Why did I think it was important to tell you this convoluted story? The fact is that this (almost) detective story about how the collection appeared is a clear demonstration of how difficult it is to define inclusion and the fields it resides in. Today, the staff of Inclusive Programs Department—Luda Luchkova, Asel Rashidova, Sonya Lukyanova, Alina Zhekamukhova, Lera Shparlo, and I—are inclined to leave the definition of inclusion open-ended in order to allow it to be edited and to incorporate more and more new aspects. One of the general definitions that we stick to is the following. Inclusion is dialogue between various people, it is attention and care, considerate relationships, and the willingness to listen, and also the willingness to accept that your interlocutor may refuse to speak; it is a variety of views and opinions and their equal representation. This is why this collection is not the fourth methodological handbook from Inclusive Programs Department but a collection of ideas about how to find a common language. 
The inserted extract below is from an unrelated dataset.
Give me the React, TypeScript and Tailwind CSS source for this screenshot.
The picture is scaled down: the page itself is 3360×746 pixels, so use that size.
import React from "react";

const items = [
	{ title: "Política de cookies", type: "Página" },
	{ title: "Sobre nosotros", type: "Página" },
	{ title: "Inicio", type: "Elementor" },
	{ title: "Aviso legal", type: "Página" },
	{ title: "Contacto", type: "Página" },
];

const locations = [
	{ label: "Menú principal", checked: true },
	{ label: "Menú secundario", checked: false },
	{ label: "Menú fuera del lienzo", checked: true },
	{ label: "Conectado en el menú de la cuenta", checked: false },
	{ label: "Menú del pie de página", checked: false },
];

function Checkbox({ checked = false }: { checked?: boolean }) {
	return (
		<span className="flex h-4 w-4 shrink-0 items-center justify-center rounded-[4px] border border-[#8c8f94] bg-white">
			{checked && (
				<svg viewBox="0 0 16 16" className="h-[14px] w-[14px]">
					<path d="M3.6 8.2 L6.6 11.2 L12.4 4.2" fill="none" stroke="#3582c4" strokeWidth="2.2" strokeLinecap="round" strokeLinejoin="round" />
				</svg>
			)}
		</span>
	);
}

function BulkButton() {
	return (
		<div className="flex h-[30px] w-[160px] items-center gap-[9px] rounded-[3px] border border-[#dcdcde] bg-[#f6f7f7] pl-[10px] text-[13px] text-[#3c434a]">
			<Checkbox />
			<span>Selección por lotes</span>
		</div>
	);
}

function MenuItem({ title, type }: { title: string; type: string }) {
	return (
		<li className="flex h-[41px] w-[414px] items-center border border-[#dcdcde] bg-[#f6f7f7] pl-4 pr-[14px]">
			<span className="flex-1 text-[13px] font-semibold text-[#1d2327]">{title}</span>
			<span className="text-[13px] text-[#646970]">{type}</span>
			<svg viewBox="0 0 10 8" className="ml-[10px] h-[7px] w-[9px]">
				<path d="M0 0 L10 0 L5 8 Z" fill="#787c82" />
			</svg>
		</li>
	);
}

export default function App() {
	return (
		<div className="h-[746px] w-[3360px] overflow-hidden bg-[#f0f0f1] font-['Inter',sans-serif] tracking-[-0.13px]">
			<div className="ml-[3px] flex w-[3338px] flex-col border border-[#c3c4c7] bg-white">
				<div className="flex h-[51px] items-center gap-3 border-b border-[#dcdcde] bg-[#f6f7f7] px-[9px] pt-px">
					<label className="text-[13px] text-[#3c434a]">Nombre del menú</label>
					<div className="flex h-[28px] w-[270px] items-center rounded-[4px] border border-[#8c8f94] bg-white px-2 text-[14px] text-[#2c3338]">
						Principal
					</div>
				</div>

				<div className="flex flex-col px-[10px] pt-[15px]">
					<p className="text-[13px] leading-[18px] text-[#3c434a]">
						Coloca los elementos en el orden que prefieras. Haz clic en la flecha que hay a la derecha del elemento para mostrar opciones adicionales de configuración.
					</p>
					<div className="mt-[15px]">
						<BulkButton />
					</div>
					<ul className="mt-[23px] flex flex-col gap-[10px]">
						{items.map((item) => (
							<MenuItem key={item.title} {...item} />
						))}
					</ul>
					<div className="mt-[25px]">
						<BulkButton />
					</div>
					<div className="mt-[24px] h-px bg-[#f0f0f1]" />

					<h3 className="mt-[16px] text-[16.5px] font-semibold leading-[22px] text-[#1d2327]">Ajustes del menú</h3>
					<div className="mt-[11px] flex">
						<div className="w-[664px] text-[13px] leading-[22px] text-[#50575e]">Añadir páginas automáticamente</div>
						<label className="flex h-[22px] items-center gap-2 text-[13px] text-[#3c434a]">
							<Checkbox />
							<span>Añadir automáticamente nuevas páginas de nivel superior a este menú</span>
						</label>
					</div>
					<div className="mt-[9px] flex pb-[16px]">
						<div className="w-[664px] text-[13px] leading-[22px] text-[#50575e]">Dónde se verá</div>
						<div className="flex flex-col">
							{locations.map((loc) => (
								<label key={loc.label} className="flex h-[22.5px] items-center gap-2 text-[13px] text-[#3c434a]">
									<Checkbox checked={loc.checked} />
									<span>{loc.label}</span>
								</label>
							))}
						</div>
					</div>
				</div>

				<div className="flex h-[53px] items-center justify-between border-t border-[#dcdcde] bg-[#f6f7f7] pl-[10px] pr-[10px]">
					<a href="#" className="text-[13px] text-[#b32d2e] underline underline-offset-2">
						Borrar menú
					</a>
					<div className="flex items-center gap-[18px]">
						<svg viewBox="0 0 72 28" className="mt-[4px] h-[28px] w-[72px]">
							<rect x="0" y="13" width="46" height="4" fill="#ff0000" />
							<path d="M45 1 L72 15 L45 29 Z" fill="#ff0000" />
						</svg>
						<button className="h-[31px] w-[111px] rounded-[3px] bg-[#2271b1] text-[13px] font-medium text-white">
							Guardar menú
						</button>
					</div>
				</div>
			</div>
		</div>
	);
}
The collection is in two parts: «The Teenager, the Museum, and Inclusion. What Happens When They Meet?» and «What Does the Museum Have to Do With Sex Education?» The first part is about teenagers and being a teenager, and also about how we gathered this knowledge. In this sense, the first part will be of interest to adults (if, of course, the opposition «adult–teenager» makes any sense) who interact with teenagers and aim to better understand their teenage interlocutors and also to museum staff, since each of the materials includes a narrative about how and by whom it was put together. The title of this part makes it clear that as well as the theme of being a teenager, it includes materials about designing museum programs for teenagers and about how to talk to teenagers about otherness, sometimes without mentioning the theme directly. So the first part reveals one of the aspects of the story of how the collection came about: it answers the question why the collection Dialogue with a Teenager is being published by Inclusive Programs Department, even though staff from other departments at Garage were involved, as were people from outside the museum world, and also explains why the collection is a continuation of the series of methodological handbooks but is not called Experiencing the Museum and is not a handbook as such.
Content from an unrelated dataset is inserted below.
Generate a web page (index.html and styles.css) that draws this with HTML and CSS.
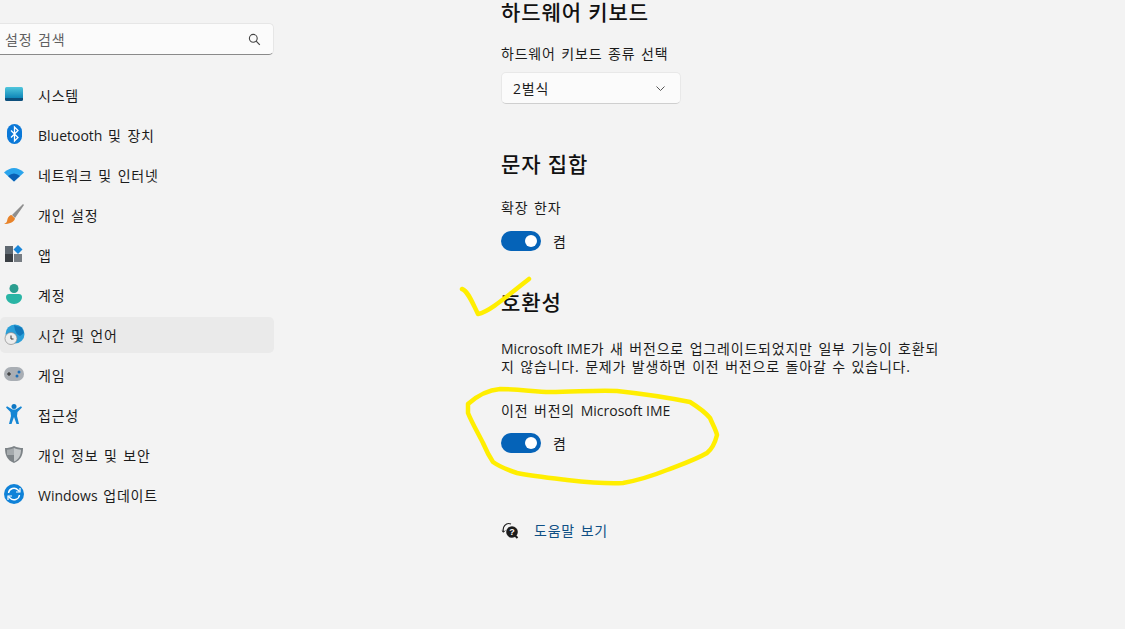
FILE: index.html
```html
<!DOCTYPE html>
<html lang="ko">

<head>
    <meta charset="UTF-8">
    <title>설정</title>
    <link rel="stylesheet" href="styles.css">
</head>

<body>
    <div class="app">
        <!-- Left navigation -->
        <aside class="sidebar">
            <div class="search">
                <span>설정 검색</span>
                <svg width="13" height="13" viewBox="0 0 13 13"><circle cx="5.3" cy="5.3" r="3.9" fill="none" stroke="#444" stroke-width="1.1"/><path d="M8.2 8.2l3.6 3.6" stroke="#444" stroke-width="1.2"/></svg>
            </div>
            <nav class="nav">
                <a class="nav-item">
                    <svg class="nav-icon" viewBox="0 0 20 20"><defs><linearGradient id="sys" x1="0" y1="0" x2="0" y2="1"><stop offset="0" stop-color="#4fc6dc"/><stop offset=".78" stop-color="#0f86b8"/><stop offset=".8" stop-color="#0d4f7c"/></linearGradient></defs><rect x="1" y="2" width="18" height="14" rx="1.500" fill="url(#sys)"/></svg>
                    <span>시스템</span>
                </a>
                <a class="nav-item">
                    <svg class="nav-icon" viewBox="0 0 20 20"><rect x="3" y="-1" width="15" height="20" rx="7.500" fill="#0a78d8"/><path d="M7 5.500l7 7-3.500 3.500V2l3.500 3.500-7 7" fill="none" stroke="#fff" stroke-width="1.300"/></svg>
                    <span><span class="latin">Bluetooth</span> 및 장치</span>
                </a>
                <a class="nav-item">
                    <svg class="nav-icon" viewBox="0 0 20 20"><path d="M0 7.500Q10-1.500 20 7.500L10 16.500z" fill="#2aa4ec"/><path d="M4 11Q10 6 16 11L10 16.500z" fill="#0a5fb4"/></svg>
                    <span>네트워크 및 인터넷</span>
                </a>
                <a class="nav-item">
                    <svg class="nav-icon" viewBox="0 0 20 20"><path d="M19 -1L8 10l3 3L20 0z" fill="#8f8f8f"/><path d="M7.500 10l3.500 3.500c-1 4-6 5.500-11 5.500 3-1 3-3 3.500-5 .5-2 2.500-4 4-4z" fill="#e8832a"/></svg>
                    <span>개인 설정</span>
                </a>
                <a class="nav-item">
                    <svg class="nav-icon" viewBox="0 0 20 20"><rect x="1" y="1" width="8" height="8" fill="#5f6870"/><rect x="1" y="9" width="8" height="8" fill="#3a3f44"/><rect x="10" y="9" width="8" height="8" fill="#777d83"/><path d="M14 0l4.500 4.500L14 9 9.500 4.500z" fill="#1a86d8"/></svg>
                    <span>앱</span>
                </a>
                <a class="nav-item">
                    <svg class="nav-icon" viewBox="0 0 20 20"><circle cx="10" cy="3.500" r="4.500" fill="#2a9d8f"/><path d="M2 12c0-2 1.500-3 3-3h10c1.500 0 3 1 3 3 0 4-4 7-8 7s-8-3-8-7z" fill="#2ab5a5"/></svg>
                    <span>계정</span>
                </a>
                <a class="nav-item active">
                    <svg class="nav-icon" viewBox="0 0 20 20"><circle cx="11" cy="9" r="9.500" fill="#2a9fd8"/><path d="M10 0c3 2 6 1 8 3l2 5-4 3-3-2-2-4z" fill="#1279bb"/><circle cx="7" cy="13.500" r="6" fill="#ececec" stroke="#8a8a8a" stroke-width=".7"/><path d="M7 10.500v3.500h2.500" fill="none" stroke="#333" stroke-width="1"/></svg>
                    <span>시간 및 언어</span>
                </a>
                <a class="nav-item">
                    <svg class="nav-icon" viewBox="0 0 20 20"><rect x="0" y="2" width="20" height="14" rx="7" fill="#a9aeb4"/><path d="M3 9h4M5 7v4" stroke="#222" stroke-width="1"/><circle cx="15" cy="7" r="1.500" fill="#1f6fb8"/><circle cx="13" cy="11" r="1.500" fill="#1f6fb8"/></svg>
                    <span>게임</span>
                </a>
                <a class="nav-item">
                    <svg class="nav-icon" viewBox="0 0 20 20"><circle cx="10" cy="1.500" r="2.500" fill="#0f78c4"/><path d="M2 2.500l1-1.300L8.500 4.500h3L17 1.200l1 1.300L13.500 7l-.5 4 2 8h-2.500L10 12l-2.500 7H5l2-8-.5-4z" fill="#1586d4"/></svg>
                    <span>접근성</span>
                </a>
                <a class="nav-item">
                    <svg class="nav-icon" viewBox="0 0 20 20"><path d="M10 1c3 1.500 6 2 9 2 0 7-2 12-9 15C3 15 1 10 1 3c3 0 6-.5 9-2z" fill="#7d8387"/><path d="M10 3c2.500 1.200 5 1.700 7 1.700 0 5-2 9.800-7 11.800z" fill="#c4c8ca"/><path d="M10 3v7H3V4.700c2 0 4.500-.5 7-1.700z" fill="#a5aaad"/></svg>
                    <span>개인 정보 및 보안</span>
                </a>
                <a class="nav-item">
                    <svg class="nav-icon" viewBox="0 0 20 20"><circle cx="10" cy="9" r="10" fill="#0f82d8"/><path d="M4.500 8a5.500 5.500 0 0 1 9.500-3l1.500 1.500M15.500 10a5.500 5.500 0 0 1-9.500 3L4.500 11.500" fill="none" stroke="#fff" stroke-width="1.400"/><path d="M16 3v4h-4M4 15v-4h4" fill="none" stroke="#fff" stroke-width="1.200"/></svg>
                    <span><span class="latin">Windows</span> 업데이트</span>
                </a>
            </nav>
        </aside>

        <!-- Main content -->
        <main class="content">
            <h2 class="first-title">하드웨어 키보드</h2>
            <p class="label">하드웨어 키보드 종류 선택</p>
            <div class="select">
                <span>2벌식</span>
                <svg width="9" height="5" viewBox="0 0 9 5"><path d="M.5.500L4.500 4.500 8.500.5" fill="none" stroke="#555" stroke-width="1"/></svg>
            </div>

            <h2 class="charset-title">문자 집합</h2>
            <p class="label">확장 한자</p>
            <div class="toggle-row">
                <span class="toggle"></span>
                <span>켬</span>
            </div>

            <h2 class="compat-title">호환성</h2>
            <p class="desc"><span class="latin">Microsoft IME</span>가 새 버전으로 업그레이드되었지만 일부 기능이 호환되<br>지 않습니다. 문제가 발생하면 이전 버전으로 돌아갈 수 있습니다.</p>
            <p class="label legacy">이전 버전의 <span class="latin">Microsoft IME</span></p>
            <div class="toggle-row legacy-toggle">
                <span class="toggle"></span>
                <span>켬</span>
            </div>

            <div class="help">
                <svg width="19" height="19" viewBox="0 0 19 19"><path d="M2.500 11C1 6 5 1 10 3" fill="none" stroke="#222" stroke-width="1.200"/><path d="M.8 9.500l1.700 1.700 1.700-1.700" fill="none" stroke="#222" stroke-width="1"/><circle cx="11" cy="11" r="5.800" fill="#1c1c1c"/><path d="M14 14.500l2.500 2.500" stroke="#1c1c1c" stroke-width="2"/><text class="help-mark" x="11" y="14.300" text-anchor="middle">?</text></svg>
                <a class="help-link">도움말 보기</a>
            </div>
        </main>
    </div>

    <!-- Yellow marker annotations on top of the screenshot -->
    <svg class="marker" width="1125" height="629" viewBox="0 0 1125 629">
        <path d="M462 289C468 291 472 302 478 314C488 312 500 302 529 279" />
        <path d="M468 404C478 395 488 390 500 389C520 389 535 392 550 392C575 392 595 390 617 391C645 394 670 398 690 402C698 407 705 412 710 418C713 425 716 430 717 435C715 443 712 449 707 453C695 460 680 465 667 470C652 476 640 480 623 483C605 484 585 482 567 480C550 478 532 476 517 473C508 470 500 467 493 462C489 456 486 450 483 443C478 433 472 423 468 413Z" />
    </svg>
</body>

</html>
```

FILE: styles.css
```css
/* General page styles */
* {
    box-sizing: border-box;
}

body {
    margin: 0;
    width: 1125px;
    height: 629px;
    overflow: hidden;
    background-color: #f3f3f3;
    color: #1b1b1b;
    font-family: "Open Sans", "Noto Sans CJK KR", sans-serif;
    font-size: 14px;
    letter-spacing: .8px;
    word-spacing: 1.200px;
}

/* Latin words keep the font's own spacing */
.latin {
    letter-spacing: 0;
    word-spacing: 0;
}

.app {
    display: flex;
    height: 100%;
}

/* Sidebar */
.sidebar {
    width: 501px;
    flex-shrink: 0;
    padding-top: 23px;
}

.search {
    width: 278px;
    height: 32px;
    margin-left: -4px;
    padding: 0 12px 0 8px;
    display: flex;
    align-items: center;
    justify-content: space-between;
    background-color: #fbfbfb;
    border: 1px solid #e6e6e6;
    border-bottom: 1px solid #8a8a8a;
    border-radius: 5px;
    color: #5f5f5f;
}

.nav {
    margin-top: 20px;
    display: flex;
    flex-direction: column;
}

.nav-item {
    width: 274px;
    height: 40px;
    display: flex;
    align-items: center;
    gap: 14px;
    padding-left: 4px;
    border-radius: 5px;
}

.nav-item.active {
    height: 36px;
    margin: 2px 0;
    background-color: #eaeaea;
}

.nav-icon {
    width: 20px;
    height: 20px;
    flex-shrink: 0;
    overflow: visible;
}

/* Main column */
.content {
    flex: 1;
}

h2 {
    margin: 0;
    font-size: 21px;
    font-weight: 500;
    line-height: 28px;
    letter-spacing: .9px;
    word-spacing: 0;
    color: #111;
}

.first-title {
    line-height: 24px;
    margin-bottom: 3px;
}

.charset-title {
    margin-top: 46px;
}

.compat-title {
    margin-top: 37px;
}

.label,
.desc {
    margin: 0;
    line-height: 20px;
}

.label {
    margin-top: 20px;
}

.desc {
    margin-top: 24px;
    line-height: 18px;
}

.label.legacy {
    margin-top: 25px;
}

.select {
    width: 180px;
    height: 32px;
    margin-top: 8px;
    padding: 0 15px 0 11px;
    display: flex;
    align-items: center;
    justify-content: space-between;
    background-color: #fbfbfb;
    border: 1px solid #e8e8e8;
    border-bottom-color: #cfcfcf;
    border-radius: 5px;
}

.toggle-row {
    margin-top: 13px;
    height: 20px;
    display: flex;
    align-items: center;
    gap: 12px;
}

.legacy-toggle {
    margin-top: 12px;
}

.toggle {
    position: relative;
    width: 40px;
    height: 20px;
    border-radius: 10px;
    background-color: #0563b8;
}

/* Knob sits over the track */
.toggle::after {
    content: "";
    position: absolute;
    top: 4px;
    right: 4px;
    width: 12px;
    height: 12px;
    border-radius: 50%;
    background-color: #fff;
}

.help {
    margin-top: 67px;
    display: flex;
    align-items: center;
    gap: 14px;
}

.help-link {
    color: #0f4f85;
}

.help-mark {
    fill: #fff;
    font-family: "Liberation Sans", sans-serif;
    font-size: 9px;
    font-weight: bold;
    letter-spacing: 0;
}

/* Hand-drawn marker strokes */
.marker {
    position: absolute;
    top: 0;
    left: 0;
}

.marker path {
    fill: none;
    stroke: #ffee00;
    stroke-width: 4.500;
    stroke-linecap: round;
    stroke-linejoin: round;
}
```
The material in the second part references another aspect of the appearance of the collection, research into the HIV epidemic in Russia. Here there are texts about comprehensive sex education, including many sub-themes: from establishing trusting relationships within the family to safety and care for oneself and one’s health.

To conclude, I would like to note that this collection is a search for answers to the question of how we can be more careful and attentive in relation to each other. It is a cross-section that allows us to trace what has changed regarding the idea of inclusion and how to design museum programs and events. I hope that this book will prompt consideration not only about the theme of dialogue with teenagers but also with each other.